During lunch in the Osteria in the Schwabing area of Munich, Goebbels gave the Führer a report. ‘He approves of everything. His views are very radical and aggressive.’ 27Others were less enthusiastic; Göring, who had travelled back from Berlin the previous night and had not been informed, telephoned Hitler to complain about the enormous economic damage that had been incurred. While Goebbels was busy winding down the actions before ‘mob rule took over’ 28and instructing the press to play down the events – ‘no big headlines on page one, no pictures for the time being’ 29– Göring was preparing for the Saturday morning meeting, at which the next steps to be taken against the Jews were to be coordinated with account taken of economic considerations. The declared goal of the 12 November meeting, which lasted several hours and in which representatives of all the departments concerned participated – over a hundred persons from the interior, finance, economic affairs and justice ministries, from the Foreign Office, the Reichsbank, and so on – was the complete exclusion of Jews from German economic life. The idea of the new measures was to isolate them and put them under pressure so they would be forced to leave Germany rapidly and in large numbers. Heydrich had had Eichmann specially brought in from Vienna in order to report on his experiences there.
The decisions made on 12 November can once again be traced in essence back to Hitler himself. In 1936, in his memo on the Four-Year Plan, he had already demanded that ‘the whole of Jewry be held responsible for all the damage individual examples of this criminality have done to the German economy and thus to the German people’. 30As retribution for Gustloff’s murder, he suggested that Jews be subjected to collective punishment, but at the time this plan was not realized because of bureaucratic reservations expressed by the ministries, and especially because of Göring’s concerns.
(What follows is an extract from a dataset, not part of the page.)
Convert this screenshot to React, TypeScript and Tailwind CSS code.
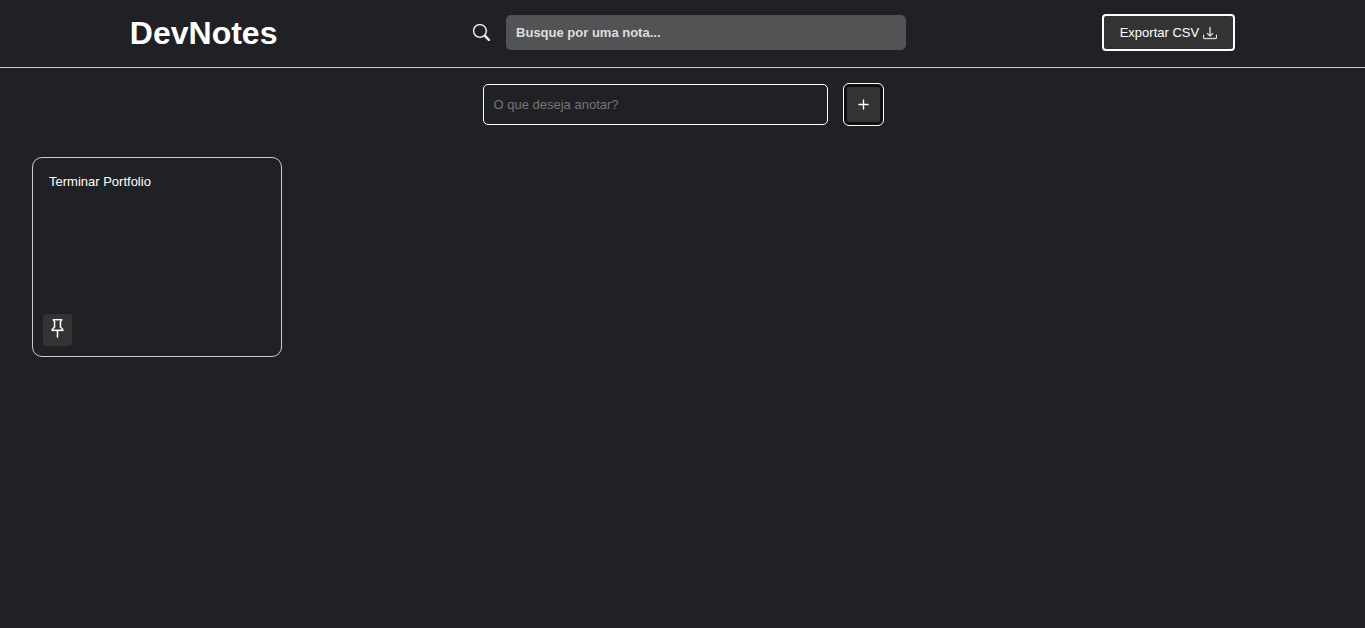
import { useState } from 'react'
import type { FormEvent } from 'react'
import { BsDownload, BsPin, BsPlus, BsSearch } from 'react-icons/bs'

interface Note {
  id: number
  content: string
}

interface NoteCardProps {
  note: Note
}

function NoteCard({ note }: NoteCardProps) {
  const [text, setText] = useState(note.content)

  return (
    <article className="relative h-[200px] w-[250px] rounded-[10px] border border-[#ccc]">
      <textarea
        aria-label="Nota"
        value={text}
        onChange={(e) => setText(e.target.value)}
        className="h-full w-full resize-none overflow-hidden bg-transparent p-4 text-[13px] leading-4 text-white outline-none"
      />
      <button
        aria-label="Fixar nota"
        className="absolute bottom-2.5 left-2.5 flex h-8 w-[29px] items-center justify-center rounded-[3px] bg-[#333] pb-1"
      >
        <BsPin className="h-[19px] w-[19px] stroke-white stroke-[0.3]" />
      </button>
    </article>
  )
}

export default function App() {
  const [notes, setNotes] = useState<Note[]>([{ id: 1, content: 'Terminar Portfolio' }])
  const [draft, setDraft] = useState('')
  const [search, setSearch] = useState('')

  const handleAdd = (e: FormEvent) => {
    e.preventDefault()
    if (!draft.trim()) return
    setNotes([...notes, { id: Date.now(), content: draft }])
    setDraft('')
  }

  const visibleNotes = notes.filter((note) =>
    note.content.toLowerCase().includes(search.toLowerCase())
  )

  return (
    <div className="min-h-screen bg-[#202124] font-['Liberation_Sans',Arial,sans-serif] text-white">
      {/* Header */}
      <header className="flex items-center justify-around border-b border-[#ccc] px-8 pt-3.5 pb-4">
        <h1 className="text-[32px] leading-9 font-bold">DevNotes</h1>
        <div className="flex items-center gap-4">
          <label htmlFor="search" aria-label="Buscar">
            <BsSearch className="h-[17px] w-[17px] stroke-white stroke-[0.3]" />
          </label>
          <input
            id="search"
            type="text"
            placeholder="Busque por uma nota..."
            value={search}
            onChange={(e) => setSearch(e.target.value)}
            className="h-[35px] w-[400px] rounded-[5px] bg-[#525355] px-2.5 text-[13px] font-bold outline-none placeholder:text-[#ddd]"
          />
        </div>
        <button className="flex h-[37px] items-center gap-1 rounded-[4px] border-2 border-white bg-[#333] px-4 text-[13px]">
          Exportar CSV
          <BsDownload className="h-3.5 w-3.5 stroke-white stroke-[0.3]" />
        </button>
      </header>

      {/* New note */}
      <form onSubmit={handleAdd} className="mt-4 flex items-center justify-center gap-4">
        <input
          type="text"
          aria-label="Nova nota"
          placeholder="O que deseja anotar?"
          value={draft}
          onChange={(e) => setDraft(e.target.value)}
          className="h-[41px] w-[345px] rounded-[5px] border border-white bg-transparent px-2.5 text-[13px] outline-none placeholder:text-[#757575]"
        />
        <button
          type="submit"
          aria-label="Adicionar nota"
          className="flex h-[41px] w-[39px] items-center justify-center rounded-[5px] border-[3px] border-[#101010] bg-[#333] outline outline-white"
        >
          <BsPlus className="h-[21px] w-[21px]" />
        </button>
      </form>

      {/* Notes */}
      <main className="flex flex-wrap gap-8 p-8">
        {visibleNotes.map((note) => (
          <NoteCard key={note.id} note={note} />
        ))}
      </main>
    </div>
  )
}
Now Göring took up the idea and on 12 November issued an order to the effect that the Jews, as ‘atonement’ for their hostile attitude toward the German people, should pay a fine of one billion Reichsmarks. The no less obscene idea that the Jews themselves not only had to see to it that the damage was repaired but also that all monies proceeding from insurance claims were to be confiscated by the Reich was also Hitler’s; it occurred to him while he was lunching with Goebbels at the Osteria. Göring implemented this proposal in his own ‘Order on the restoration of the appearance of the streets by Jewish businesses’.
Whereas the two speakers at the 12 November meeting, Göring and Goebbels, sought to outdo each other in outlining perverse means of harassment – should Jews continue to be able to walk in German forests? What restrictions should be put on their use of railway sleeping cars? – Heydrich reminded them of the question they were there to discuss. He asked whether, in view of the fact that it would probably be eight or ten years before the last Jews left Germany, it wouldn’t make sense to provide them with a special badge. Göring ridiculed this suggestion – ‘A uniform!’ – and recommended for his part the construction of ghettos, which Heydrich rejected, however, pointing to the impoverishment and criminality to which that would lead. This went on, back and forth, for hours: in its brutality, cynicism and bureaucratic laziness in conceiving regulations whose sole goal was to destroy the lives of hundreds of thousands of people, the record of the meeting on 12 November 1938 was every bit the equal of the Wannsee conference in January 1942. 31
In the early afternoon, as the meeting was about to end, Göring indulged in a grim prediction of what German Jews could expect: ‘If within any foreseeable future the German Reich is involved in some conflict with another nation, it goes without saying that here in Germany we will think first of all of settling accounts with the Jews.’ Two and a half months later Hitler, in his notorious, often-cited speech delivered on 30 January 1939, which he later liked to claim was given on the day war broke out, said almost the same thing, but with significantly more aggressiveness and the crucial difference that he then immediately named ‘world Jewry’ as the instigator of a possible war: ‘If international Jewish financiers inside and outside Europe should succeed in plunging nations once again into a world war, then the result will be not the bolshevization of the world and thus the victory of Jewry but rather the annihilation of the Jewish race in Europe.’ 32It was this poisonous symbiosis of madness and calculation that made it possible for the death of a legation secretary to become the pretext for the greatest organized pogrom in modern history.
‘I am reminded of what an Aryan in a Düsseldorf cinema experienced,’ we read at the end of the memoirs of Harry Kaufman, a young man who was able to emigrate in late 1938. ‘It was in 1937, when people were not yet so firmly convinced that Jews were to blame for everything. An insurance company was showing a promotional film about the consequences of a traffic accident. After the accident took place, on the screen there appeared in large letters the question: “And who is to blame for this?” A joker in the cinema shouted: “The Jews!” People laughed so hard that for several minutes you couldn’t hear a word.’ 33The mirth in the cinema gives us a good idea of the country’s mood on the eve of the pogroms: most people didn’t know what to make of anti-Semitic agitation. It probably wouldn’t do any harm to reduce somewhat the influence of Jews in economic life, as the government had already been successfully doing for years, and maybe it would actually be best for the Jews to leave Germany, sooner or later. But why this fervour, this strident rabble-rousing? After all, the Nazis’ conspiracy theories were sometimes positively ludicrous. The joker in the cinema had put it in a nutshell.